Exercise objective:
In the entries below, find every line with "that" and copy it.

Stored rows:
— begin —
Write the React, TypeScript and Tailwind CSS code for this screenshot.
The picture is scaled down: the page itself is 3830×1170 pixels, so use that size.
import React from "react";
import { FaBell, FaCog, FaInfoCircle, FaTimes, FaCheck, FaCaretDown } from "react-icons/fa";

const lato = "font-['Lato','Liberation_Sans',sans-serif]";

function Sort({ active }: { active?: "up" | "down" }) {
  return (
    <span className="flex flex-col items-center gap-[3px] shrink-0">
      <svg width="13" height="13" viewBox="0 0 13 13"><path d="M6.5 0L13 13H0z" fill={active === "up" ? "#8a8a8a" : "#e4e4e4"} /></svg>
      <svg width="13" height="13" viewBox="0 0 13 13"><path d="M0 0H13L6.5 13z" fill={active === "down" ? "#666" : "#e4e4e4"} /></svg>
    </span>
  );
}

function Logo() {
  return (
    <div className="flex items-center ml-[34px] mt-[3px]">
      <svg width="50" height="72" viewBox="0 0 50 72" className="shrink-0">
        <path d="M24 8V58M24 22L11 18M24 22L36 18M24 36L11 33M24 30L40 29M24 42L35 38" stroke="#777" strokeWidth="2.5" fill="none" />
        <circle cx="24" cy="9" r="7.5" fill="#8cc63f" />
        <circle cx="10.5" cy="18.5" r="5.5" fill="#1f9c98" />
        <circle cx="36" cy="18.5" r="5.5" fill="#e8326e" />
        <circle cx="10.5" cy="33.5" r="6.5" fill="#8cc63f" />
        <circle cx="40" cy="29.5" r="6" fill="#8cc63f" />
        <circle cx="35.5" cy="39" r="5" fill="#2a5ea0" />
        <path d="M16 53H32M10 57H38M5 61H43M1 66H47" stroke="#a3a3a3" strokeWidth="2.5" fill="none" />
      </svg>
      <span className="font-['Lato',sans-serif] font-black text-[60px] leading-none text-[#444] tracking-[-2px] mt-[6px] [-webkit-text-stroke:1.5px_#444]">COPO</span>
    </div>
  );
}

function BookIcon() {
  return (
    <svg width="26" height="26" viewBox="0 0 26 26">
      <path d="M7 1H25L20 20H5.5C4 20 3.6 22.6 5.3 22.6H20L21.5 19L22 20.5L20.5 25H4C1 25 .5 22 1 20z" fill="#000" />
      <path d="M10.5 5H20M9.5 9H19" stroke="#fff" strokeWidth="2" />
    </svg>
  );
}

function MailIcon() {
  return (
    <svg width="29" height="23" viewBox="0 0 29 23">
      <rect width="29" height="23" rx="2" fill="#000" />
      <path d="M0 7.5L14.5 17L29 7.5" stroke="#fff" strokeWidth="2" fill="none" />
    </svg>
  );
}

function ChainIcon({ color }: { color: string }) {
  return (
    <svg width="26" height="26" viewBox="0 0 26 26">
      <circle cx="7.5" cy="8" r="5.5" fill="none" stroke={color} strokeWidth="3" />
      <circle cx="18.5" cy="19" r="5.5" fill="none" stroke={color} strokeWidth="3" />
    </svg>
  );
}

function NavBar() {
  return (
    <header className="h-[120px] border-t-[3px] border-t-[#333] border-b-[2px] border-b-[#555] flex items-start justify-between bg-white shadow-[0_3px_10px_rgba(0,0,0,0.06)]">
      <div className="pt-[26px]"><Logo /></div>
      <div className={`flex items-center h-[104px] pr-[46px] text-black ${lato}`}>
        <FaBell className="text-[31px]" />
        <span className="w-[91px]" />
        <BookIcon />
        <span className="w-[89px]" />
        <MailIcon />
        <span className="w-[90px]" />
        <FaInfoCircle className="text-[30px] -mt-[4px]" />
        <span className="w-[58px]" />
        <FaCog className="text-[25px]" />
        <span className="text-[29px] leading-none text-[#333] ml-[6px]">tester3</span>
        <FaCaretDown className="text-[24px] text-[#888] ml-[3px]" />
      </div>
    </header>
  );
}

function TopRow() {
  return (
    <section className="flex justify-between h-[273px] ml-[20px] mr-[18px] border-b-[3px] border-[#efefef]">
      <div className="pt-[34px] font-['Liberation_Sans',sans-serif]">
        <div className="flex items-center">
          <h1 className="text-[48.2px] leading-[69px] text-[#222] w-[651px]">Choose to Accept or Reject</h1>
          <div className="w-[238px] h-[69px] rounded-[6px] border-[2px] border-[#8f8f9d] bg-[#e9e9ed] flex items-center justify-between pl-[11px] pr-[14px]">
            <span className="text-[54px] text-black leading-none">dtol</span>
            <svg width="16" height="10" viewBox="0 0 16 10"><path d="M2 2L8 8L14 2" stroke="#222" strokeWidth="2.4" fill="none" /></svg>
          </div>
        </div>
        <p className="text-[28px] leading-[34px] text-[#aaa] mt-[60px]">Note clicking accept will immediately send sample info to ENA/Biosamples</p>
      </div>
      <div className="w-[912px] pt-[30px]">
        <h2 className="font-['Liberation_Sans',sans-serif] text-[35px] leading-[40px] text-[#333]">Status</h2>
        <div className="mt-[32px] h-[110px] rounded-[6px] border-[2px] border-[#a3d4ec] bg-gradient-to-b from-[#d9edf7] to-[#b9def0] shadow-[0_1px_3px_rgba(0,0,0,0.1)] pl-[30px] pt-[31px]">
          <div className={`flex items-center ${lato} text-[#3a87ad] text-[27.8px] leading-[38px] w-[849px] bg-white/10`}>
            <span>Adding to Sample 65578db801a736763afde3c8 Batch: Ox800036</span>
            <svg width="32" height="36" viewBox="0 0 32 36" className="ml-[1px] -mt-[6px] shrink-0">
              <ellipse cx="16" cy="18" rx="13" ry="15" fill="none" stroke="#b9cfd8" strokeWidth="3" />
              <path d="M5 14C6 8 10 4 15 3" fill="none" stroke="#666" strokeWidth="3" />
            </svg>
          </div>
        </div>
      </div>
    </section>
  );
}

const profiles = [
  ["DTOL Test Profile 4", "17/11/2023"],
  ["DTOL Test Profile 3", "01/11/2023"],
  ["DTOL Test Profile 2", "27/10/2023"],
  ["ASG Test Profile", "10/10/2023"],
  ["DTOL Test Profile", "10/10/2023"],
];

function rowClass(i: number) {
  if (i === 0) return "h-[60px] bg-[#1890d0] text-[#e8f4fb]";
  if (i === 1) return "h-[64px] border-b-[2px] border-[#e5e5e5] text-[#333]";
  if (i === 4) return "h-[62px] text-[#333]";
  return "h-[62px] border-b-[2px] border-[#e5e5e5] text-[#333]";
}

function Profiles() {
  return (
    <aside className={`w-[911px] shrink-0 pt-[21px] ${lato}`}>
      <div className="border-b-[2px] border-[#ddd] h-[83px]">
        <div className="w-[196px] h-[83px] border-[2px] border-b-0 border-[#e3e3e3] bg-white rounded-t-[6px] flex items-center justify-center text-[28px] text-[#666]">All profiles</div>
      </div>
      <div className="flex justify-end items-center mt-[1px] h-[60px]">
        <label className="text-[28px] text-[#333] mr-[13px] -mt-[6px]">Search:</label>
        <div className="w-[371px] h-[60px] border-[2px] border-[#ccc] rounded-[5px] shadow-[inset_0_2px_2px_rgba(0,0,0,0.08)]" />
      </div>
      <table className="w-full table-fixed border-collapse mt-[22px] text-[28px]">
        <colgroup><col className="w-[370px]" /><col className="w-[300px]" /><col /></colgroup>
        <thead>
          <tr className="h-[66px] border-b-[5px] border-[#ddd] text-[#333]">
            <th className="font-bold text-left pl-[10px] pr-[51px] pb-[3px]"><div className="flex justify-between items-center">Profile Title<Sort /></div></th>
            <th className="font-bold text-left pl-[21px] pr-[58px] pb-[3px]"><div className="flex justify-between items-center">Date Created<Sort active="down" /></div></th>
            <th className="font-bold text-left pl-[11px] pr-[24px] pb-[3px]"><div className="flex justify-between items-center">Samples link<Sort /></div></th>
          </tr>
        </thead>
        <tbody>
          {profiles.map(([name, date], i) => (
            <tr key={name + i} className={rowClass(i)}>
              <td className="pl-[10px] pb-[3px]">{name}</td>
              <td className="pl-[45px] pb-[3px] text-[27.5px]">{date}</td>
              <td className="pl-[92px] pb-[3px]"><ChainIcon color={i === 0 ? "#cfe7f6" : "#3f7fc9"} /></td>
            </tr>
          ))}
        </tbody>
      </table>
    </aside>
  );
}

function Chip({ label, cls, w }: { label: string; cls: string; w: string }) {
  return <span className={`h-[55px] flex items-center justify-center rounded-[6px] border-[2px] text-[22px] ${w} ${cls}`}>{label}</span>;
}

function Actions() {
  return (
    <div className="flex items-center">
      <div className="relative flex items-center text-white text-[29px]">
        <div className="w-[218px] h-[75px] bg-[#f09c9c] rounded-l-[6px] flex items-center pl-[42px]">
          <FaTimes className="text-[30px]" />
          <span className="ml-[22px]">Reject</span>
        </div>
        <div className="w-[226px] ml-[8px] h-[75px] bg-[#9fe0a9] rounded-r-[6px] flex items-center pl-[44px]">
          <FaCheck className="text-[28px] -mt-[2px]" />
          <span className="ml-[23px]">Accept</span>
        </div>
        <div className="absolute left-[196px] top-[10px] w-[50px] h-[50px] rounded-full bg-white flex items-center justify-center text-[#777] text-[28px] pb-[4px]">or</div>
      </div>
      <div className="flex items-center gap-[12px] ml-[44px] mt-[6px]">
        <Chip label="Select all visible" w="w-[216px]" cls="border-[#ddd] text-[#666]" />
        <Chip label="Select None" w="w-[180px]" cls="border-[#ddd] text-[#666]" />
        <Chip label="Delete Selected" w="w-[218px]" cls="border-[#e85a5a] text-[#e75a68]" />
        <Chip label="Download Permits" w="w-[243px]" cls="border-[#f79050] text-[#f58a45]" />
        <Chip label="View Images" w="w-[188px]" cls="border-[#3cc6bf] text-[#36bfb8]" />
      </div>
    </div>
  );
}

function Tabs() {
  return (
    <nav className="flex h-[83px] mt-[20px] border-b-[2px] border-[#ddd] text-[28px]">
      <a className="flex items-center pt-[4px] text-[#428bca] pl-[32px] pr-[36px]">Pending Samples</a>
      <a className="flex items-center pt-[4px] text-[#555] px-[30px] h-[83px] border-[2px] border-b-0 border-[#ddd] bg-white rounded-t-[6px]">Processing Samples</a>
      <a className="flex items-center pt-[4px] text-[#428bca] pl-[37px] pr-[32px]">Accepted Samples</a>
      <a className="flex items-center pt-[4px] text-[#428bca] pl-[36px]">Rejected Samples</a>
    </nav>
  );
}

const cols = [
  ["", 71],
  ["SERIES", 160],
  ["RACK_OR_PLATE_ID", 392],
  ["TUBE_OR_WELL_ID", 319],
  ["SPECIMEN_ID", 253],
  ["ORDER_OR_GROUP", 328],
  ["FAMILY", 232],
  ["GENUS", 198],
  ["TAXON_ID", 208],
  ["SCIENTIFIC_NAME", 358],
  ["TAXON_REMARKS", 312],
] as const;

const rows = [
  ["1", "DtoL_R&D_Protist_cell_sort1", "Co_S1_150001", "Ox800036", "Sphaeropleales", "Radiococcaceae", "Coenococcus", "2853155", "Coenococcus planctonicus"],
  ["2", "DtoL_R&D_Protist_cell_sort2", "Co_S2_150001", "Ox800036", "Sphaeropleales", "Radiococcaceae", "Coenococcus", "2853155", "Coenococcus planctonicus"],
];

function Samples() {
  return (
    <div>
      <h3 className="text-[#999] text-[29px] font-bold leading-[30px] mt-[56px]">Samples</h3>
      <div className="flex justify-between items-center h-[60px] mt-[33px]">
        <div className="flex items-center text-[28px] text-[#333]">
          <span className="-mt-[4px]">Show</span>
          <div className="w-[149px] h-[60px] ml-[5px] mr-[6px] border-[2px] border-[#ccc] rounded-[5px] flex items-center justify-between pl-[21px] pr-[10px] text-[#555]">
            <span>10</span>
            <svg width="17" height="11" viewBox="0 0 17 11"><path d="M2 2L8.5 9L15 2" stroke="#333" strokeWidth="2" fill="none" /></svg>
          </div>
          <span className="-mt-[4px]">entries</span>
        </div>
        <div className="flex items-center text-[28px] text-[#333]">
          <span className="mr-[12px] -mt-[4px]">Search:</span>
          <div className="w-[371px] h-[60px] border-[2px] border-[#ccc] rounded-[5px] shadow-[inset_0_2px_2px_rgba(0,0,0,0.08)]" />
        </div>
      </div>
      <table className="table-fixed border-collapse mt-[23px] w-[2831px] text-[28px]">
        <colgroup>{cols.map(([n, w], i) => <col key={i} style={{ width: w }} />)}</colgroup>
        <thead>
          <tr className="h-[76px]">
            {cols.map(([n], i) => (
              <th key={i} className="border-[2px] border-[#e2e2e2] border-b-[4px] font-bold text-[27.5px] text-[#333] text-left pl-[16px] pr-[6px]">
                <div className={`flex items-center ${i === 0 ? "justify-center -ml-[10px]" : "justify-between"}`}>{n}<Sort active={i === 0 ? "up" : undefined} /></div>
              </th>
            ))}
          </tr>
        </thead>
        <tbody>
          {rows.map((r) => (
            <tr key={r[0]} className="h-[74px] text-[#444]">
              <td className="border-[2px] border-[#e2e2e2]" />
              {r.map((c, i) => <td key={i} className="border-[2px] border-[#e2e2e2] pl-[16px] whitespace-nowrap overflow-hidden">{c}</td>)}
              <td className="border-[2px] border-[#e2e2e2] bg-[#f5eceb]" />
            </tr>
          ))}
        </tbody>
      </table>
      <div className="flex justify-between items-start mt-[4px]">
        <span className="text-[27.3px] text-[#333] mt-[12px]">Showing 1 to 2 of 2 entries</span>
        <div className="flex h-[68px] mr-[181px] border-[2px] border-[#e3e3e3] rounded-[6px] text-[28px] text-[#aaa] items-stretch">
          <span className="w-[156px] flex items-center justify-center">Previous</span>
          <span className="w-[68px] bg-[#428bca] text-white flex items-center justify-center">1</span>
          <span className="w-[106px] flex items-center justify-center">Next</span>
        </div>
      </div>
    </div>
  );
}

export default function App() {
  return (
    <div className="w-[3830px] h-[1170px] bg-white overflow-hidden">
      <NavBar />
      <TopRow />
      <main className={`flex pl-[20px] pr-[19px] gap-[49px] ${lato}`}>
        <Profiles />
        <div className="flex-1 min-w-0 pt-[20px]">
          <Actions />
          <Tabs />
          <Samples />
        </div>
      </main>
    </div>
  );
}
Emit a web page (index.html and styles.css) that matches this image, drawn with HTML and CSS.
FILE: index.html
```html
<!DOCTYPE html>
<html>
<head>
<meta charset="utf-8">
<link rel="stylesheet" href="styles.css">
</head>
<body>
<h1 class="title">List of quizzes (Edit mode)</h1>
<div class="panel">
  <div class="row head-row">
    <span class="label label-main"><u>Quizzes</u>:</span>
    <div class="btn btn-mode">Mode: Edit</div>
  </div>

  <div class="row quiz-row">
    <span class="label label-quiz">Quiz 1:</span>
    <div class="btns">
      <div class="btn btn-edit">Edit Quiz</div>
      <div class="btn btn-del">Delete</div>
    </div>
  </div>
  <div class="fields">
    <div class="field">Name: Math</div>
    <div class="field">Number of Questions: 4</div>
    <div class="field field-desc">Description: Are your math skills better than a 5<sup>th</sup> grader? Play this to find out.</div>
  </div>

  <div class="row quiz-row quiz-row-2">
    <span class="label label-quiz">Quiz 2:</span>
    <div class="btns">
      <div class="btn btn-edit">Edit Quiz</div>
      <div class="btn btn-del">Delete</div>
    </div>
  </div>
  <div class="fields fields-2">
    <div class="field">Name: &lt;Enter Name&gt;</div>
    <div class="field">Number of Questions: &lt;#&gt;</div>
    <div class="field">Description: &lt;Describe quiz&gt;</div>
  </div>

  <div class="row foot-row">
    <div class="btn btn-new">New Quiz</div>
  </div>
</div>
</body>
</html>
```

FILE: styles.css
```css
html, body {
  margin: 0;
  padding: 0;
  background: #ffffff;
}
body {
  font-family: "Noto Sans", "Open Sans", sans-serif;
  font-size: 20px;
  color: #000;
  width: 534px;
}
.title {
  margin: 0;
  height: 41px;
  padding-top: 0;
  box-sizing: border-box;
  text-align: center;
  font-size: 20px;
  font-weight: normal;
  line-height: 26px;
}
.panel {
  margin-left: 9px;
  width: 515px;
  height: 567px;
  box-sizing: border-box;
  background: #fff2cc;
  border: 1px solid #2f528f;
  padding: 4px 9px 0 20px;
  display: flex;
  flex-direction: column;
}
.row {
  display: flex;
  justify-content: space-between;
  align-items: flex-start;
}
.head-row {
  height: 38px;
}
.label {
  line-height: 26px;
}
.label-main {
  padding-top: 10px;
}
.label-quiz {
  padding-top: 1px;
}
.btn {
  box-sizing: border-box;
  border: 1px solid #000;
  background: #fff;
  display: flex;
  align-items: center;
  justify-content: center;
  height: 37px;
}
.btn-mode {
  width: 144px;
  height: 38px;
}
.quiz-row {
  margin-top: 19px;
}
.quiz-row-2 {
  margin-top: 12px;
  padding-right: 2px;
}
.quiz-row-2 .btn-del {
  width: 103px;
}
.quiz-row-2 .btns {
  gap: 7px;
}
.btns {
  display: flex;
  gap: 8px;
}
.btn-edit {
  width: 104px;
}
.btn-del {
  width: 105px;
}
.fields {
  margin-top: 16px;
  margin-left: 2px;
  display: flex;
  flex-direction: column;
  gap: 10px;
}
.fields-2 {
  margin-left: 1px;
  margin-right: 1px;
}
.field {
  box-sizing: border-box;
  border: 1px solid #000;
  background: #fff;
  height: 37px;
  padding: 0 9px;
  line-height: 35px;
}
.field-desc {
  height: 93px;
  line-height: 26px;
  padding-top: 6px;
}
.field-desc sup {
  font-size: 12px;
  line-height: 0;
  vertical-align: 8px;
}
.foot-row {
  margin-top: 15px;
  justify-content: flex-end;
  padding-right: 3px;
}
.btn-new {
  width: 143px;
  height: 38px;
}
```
— end —
Exercise output:
The picture is scaled down: the page itself is 3830×1170 pixels, so use that size.
Emit a web page (index.html and styles.css) that matches this image, drawn with HTML and CSS.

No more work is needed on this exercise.